First show that three of \(w\) has at least \(r+2\) levels of nodes:
-
maximum number of nodes per level:
- 0: 1,
- 1: \(t\) (the max right hand side of any production)
- 2: \(t^2\)
- => in general at level \(r\): \(t^r\) nodes
-
therefore the max length of string \(w: |w| \leq t^r\)
-
however we took string \(|w| > t^r\) => contradiction, therefore tree must have at least \(r+2\) levels.
Thus, there is a path from the root to a leaf with at least \(r+2\) nodes. By pigeonhole principle, since there are at most \(r\) different variables, some variable is repeated.
Take now a string \(w\) with \(|w| > t^r\), from claim: some variable \(H\) is repeated. Take \(H\) to be the deepest so that only \(H\) is repeated in subtree. We can write \(w=uvxyz\), where \(u,v,x,y,z\) are strings of terminals.
Example. For grammar \(G\), \(u=aa, v=bb, x=cc, y=dd, z=ee\) and \(B\) is \(H\).
Possible derivations: \(S \overset{*}{\Rightarrow} uHz\) \(H \overset{*}{\Rightarrow} vHy\) \(H \overset{*}{\Rightarrow} x\)
\(S \overset{*}{\Rightarrow} aaBee\) \(H \overset{*}{\Rightarrow} bbBdd\) \(B \overset{*}{\Rightarrow} cc\)
Remove middle part: \(S \overset{*}{\Rightarrow} uHz\) and \(H \overset{*}{\Rightarrow} x\) yields \(uxz = uv^0xy^0z \in L(G)\)
Repeat middle part: yields \(uvvxyyx = uv^2xy^2z \in L(G)\)
Therefore, if we know for \(w\), where \(|w| > t^r\), that \(w =uvxyz \in L(G)\) then we also know \(uv^ix^iz \in L(G)\) for all \(i \geq 0\).
Observations:
- \(|vy| \geq 1\) since \(G\) has no unit and \(\epsilon\)-productions → at least one of \(v\) or \(y\) is not \(\epsilon\)
- \(|vxy| \leq t^{r+1}\) since in subtree only variable \(H\) is repeated
- thus if we choose critical length \(p = t^{r+1} > t^r\) we obtain pumping lemma for context-free languages
Pumping lemma for CFGs
For any infinite context-free language \(L\), there exists and integer \(p\) such that for any string \(w \in L\), \(|w| \geq p\), we can write \(w = uvxyz\) with lengths \(|vxy| \leq p\) and \(|vy| \geq 1\) and it must be that \(uv^ixy^iz \in L\) for all \(i \geq 0\).
Applications
\(L = \{a^nb^nc^n: n \geq 0\}\) use pumping lemma to prove \(L\) is not CFL (by contradiction)

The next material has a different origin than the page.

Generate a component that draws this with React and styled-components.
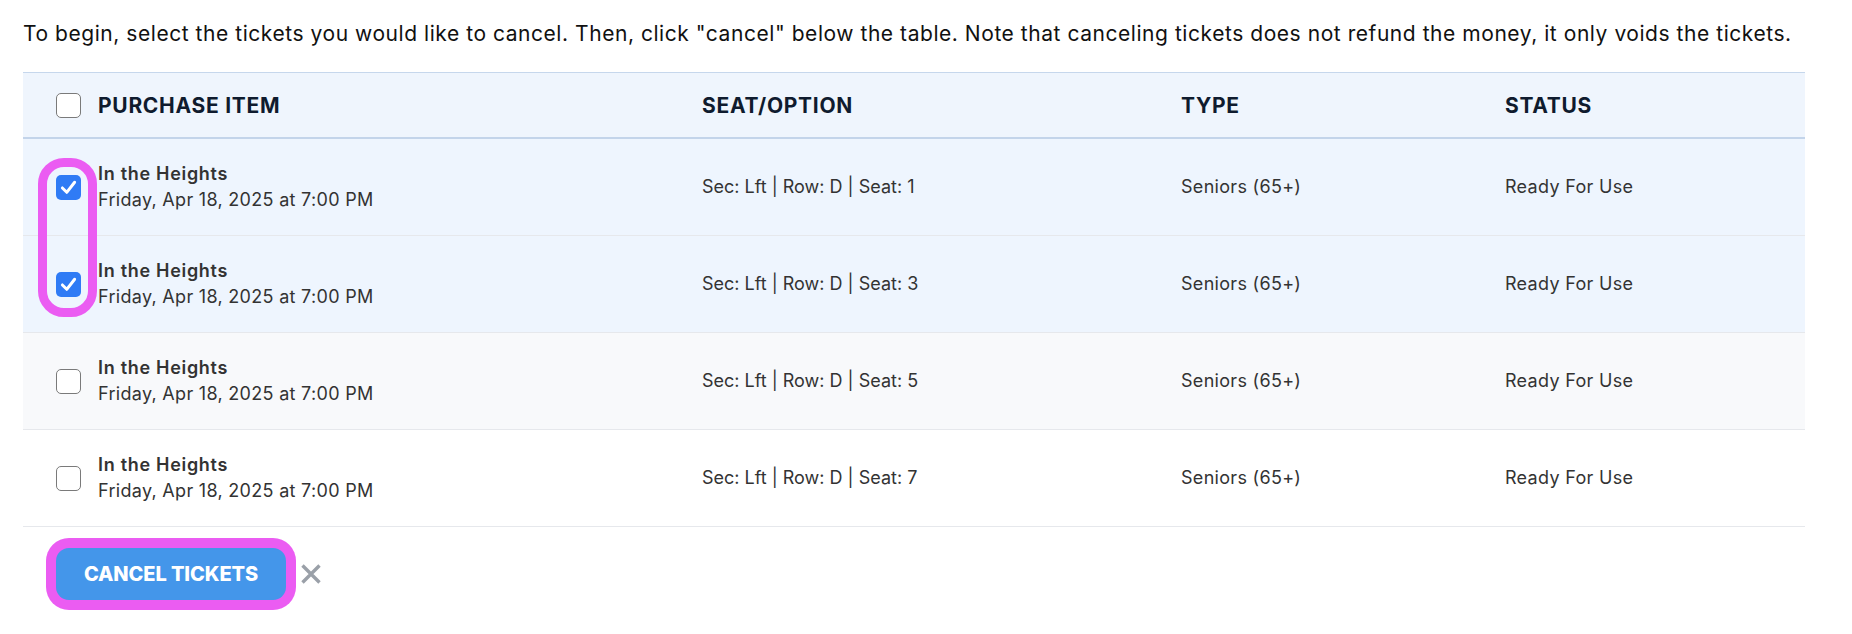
import React from "react";
import styled, { createGlobalStyle } from "styled-components";

const GlobalStyle = createGlobalStyle`
  html, body { margin: 0; padding: 0; background: #ffffff; }
  body { font-family: "Inter", "Open Sans", sans-serif; }
`;

const Page = styled.div`
  padding: 20px 47px 40px 23px;
`;

const Intro = styled.p`
  margin: 0 0 24px;
  font-size: 21px;
  line-height: 28px;
  letter-spacing: 0.55px;
  color: #111111;
`;

const TableWrap = styled.div`
  position: relative;
  border-top: 1px solid #c6d7ec;
`;

const cols = "679px 479px 324px 1fr";

const HeaderRow = styled.div`
  display: grid;
  grid-template-columns: ${cols};
  align-items: center;
  height: 64px;
  background: #eff5fd;
  border-bottom: 2px solid #c3d4ea;
`;

const HeadCell = styled.div`
  display: flex;
  align-items: center;
  gap: 17px;
  padding-left: ${(p) => (p.$first ? "33px" : "0")};
  font-size: 21px;
  font-weight: 700;
  letter-spacing: 0.7px;
  text-transform: uppercase;
  color: #0f1b2e;
`;

const Row = styled.div`
  display: grid;
  grid-template-columns: ${cols};
  align-items: center;
  height: 96px;
  background: ${(p) => p.$bg};
  border-bottom: 1px solid #e6e8ec;
`;

const Cell = styled.div`
  display: flex;
  align-items: center;
  gap: 17px;
  padding-left: ${(p) => (p.$first ? "33px" : "0")};
  font-size: 18px;
  line-height: 26px;
  letter-spacing: ${(p) => (p.$tight ? "0" : "0.3px")};
  color: #333333;
`;

const ItemText = styled.div`
  display: flex;
  flex-direction: column;
`;

const ItemTitle = styled.span`
  font-weight: 600;
  letter-spacing: 0.7px;
  color: #333333;
`;

const Box = styled.span`
  flex: none;
  display: inline-flex;
  align-items: center;
  justify-content: center;
  width: 25px;
  height: 25px;
  box-sizing: border-box;
  border-radius: 5px;
  background: ${(p) => (p.$checked ? "#2f7bf5" : "#ffffff")};
  border: ${(p) => (p.$checked ? "none" : "1.5px solid #7a7a7a")};
`;

const Highlight = styled.div`
  position: absolute;
  left: 15px;
  top: 85px;
  width: 59px;
  height: 159px;
  box-sizing: border-box;
  border: 9px solid #eb5cf2;
  border-radius: 26px;
  pointer-events: none;
`;

const Actions = styled.div`
  display: flex;
  align-items: center;
  gap: 15px;
  padding: 21px 0 0 33px;
`;

const CancelButton = styled.button`
  width: 230px;
  height: 52px;
  border: none;
  border-radius: 13px;
  background: #4496ea;
  color: #ffffff;
  font-family: "Inter", "Open Sans", sans-serif;
  font-size: 20px;
  font-weight: 800;
  letter-spacing: -0.1px;
  text-transform: uppercase;
  box-shadow: 0 0 0 10px #eb5cf2;
  cursor: pointer;
`;

const CloseIcon = styled.svg`
  width: 20px;
  height: 20px;
`;

function Checkbox({ checked }) {
  return (
    <Box $checked={checked}>
      {checked && (
        <svg width="21" height="21" viewBox="0 0 24 24" fill="none">
          <polyline
            points="5 12.5 10 17.5 19 6"
            stroke="#ffffff"
            strokeWidth="3.4"
            strokeLinecap="round"
            strokeLinejoin="round"
          />
        </svg>
      )}
    </Box>
  );
}

const rows = [
  { seat: 1, checked: true, bg: "#eef5fe" },
  { seat: 3, checked: true, bg: "#eef5fe" },
  { seat: 5, checked: false, bg: "#f8f9fb" },
  { seat: 7, checked: false, bg: "#ffffff" },
];

export default function App() {
  return (
    <>
      <GlobalStyle />
      <Page>
        <Intro>
          To begin, select the tickets you would like to cancel. Then, click
          "cancel" below the table. Note that canceling tickets does not refund
          the money, it only voids the tickets.
        </Intro>
        <TableWrap>
          <HeaderRow>
            <HeadCell $first>
              <Checkbox checked={false} />
              Purchase Item
            </HeadCell>
            <HeadCell>Seat/Option</HeadCell>
            <HeadCell>Type</HeadCell>
            <HeadCell>Status</HeadCell>
          </HeaderRow>
          {rows.map((r) => (
            <Row key={r.seat} $bg={r.bg}>
              <Cell $first>
                <Checkbox checked={r.checked} />
                <ItemText>
                  <ItemTitle>In the Heights</ItemTitle>
                  <span>Friday, Apr 18, 2025 at 7:00 PM</span>
                </ItemText>
              </Cell>
              <Cell $tight>Sec: Lft | Row: D | Seat: {r.seat}</Cell>
              <Cell>Seniors (65+)</Cell>
              <Cell>Ready For Use</Cell>
            </Row>
          ))}
          <Highlight />
        </TableWrap>
        <Actions>
          <CancelButton>Cancel Tickets</CancelButton>
          <CloseIcon viewBox="0 0 20 20" fill="none">
            <path
              d="M1.5 1.5 L18.5 18.5 M18.5 1.5 L1.5 18.5"
              stroke="#9aa0a8"
              strokeWidth="3.4"
            />
          </CloseIcon>
        </Actions>
      </Page>
    </>
  );
}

Assume L is CFL, choose \(n=p\), then examine by cases all possible locations of \(vxy\):
- case 1: \(vxy\) in \(a^p\)
- case 2: \(vxy\) in \(b^p\)
- case 3: \(vxy\) in \(c^p\)
- case 4: \(vxy\) overlaps \(a^p\) and \(b^p\)
- subcase 1: y contains only a, y contains only b
- subcase 2: v contains a and b, and y contains only b
- subcase 3: v contains only a, y contains a and b
- case 5: \(vxy\) overlaps \(b^p\) and \(c^p\) (similar to case 4)
- case 6: \(vxy\) overlaps \(a^p\) and \(b^p\) and \(c^p\) - impossible by \(|vxy| \leq p\)
=> in all cases we obtain contradiction, therefore \(L\) is not context-free.